Spirit AeroSystems’ board of directors adjusted the formula for bonuses to certain Spirit officers f0r the company’s 2008 performance under an annual incentive awards plan. The company released the information in a filing with the Securities and Exchange Commission.
Spirit’s board adjusted the formula to mitigate the impact of an eight-week Machinists strike at Boeing on Spirit’s financial results, the filing said.
That meant Spirit president and chief executive Jeff Turner received $853,416 in bonuses instead of $526,800.
The Boeing strike was beyond the control of Spirit management, the SEC filing said. The company had been on track for awards equal to about 121 percent of target levels. So the board gave credit for the 121 percent rate for the first eight months of the year and a zero percent rate for the last four months to arrive at 81 percent of target levels, the SEC filing said. Without a strike, the company had been on track for Turner to receive $1.28 million in an annual bonus.

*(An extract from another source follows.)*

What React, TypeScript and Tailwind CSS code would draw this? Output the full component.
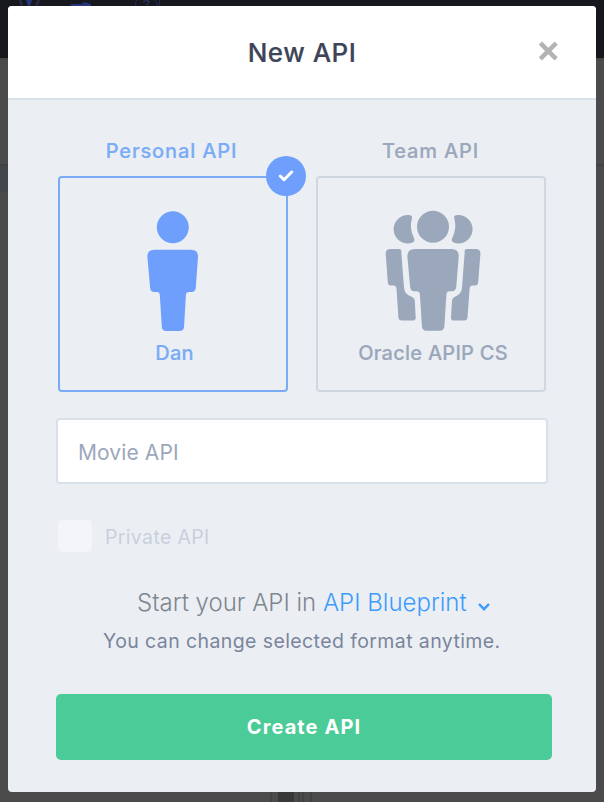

The eight-week Machinists’ strike at Boeing hit Spirit’s financial results and led to three-day work weeks for the majority of Spirit workers.
The disclosure of the bonuses has riled some hourly workers who work under a contract with provisions that did not trigger a bonus payout. They note they worked shortened work weeks but did not receive incentive awards.
According to the filing, Spirit chief financial officer Rick Schmidt received $560,520; John Lewelling, general manager of Spirit’s wing segment received $364,500; Ron Brunton, chief operations officer, received $543,873; and David Walker, head of sales and marketing, received $189,398.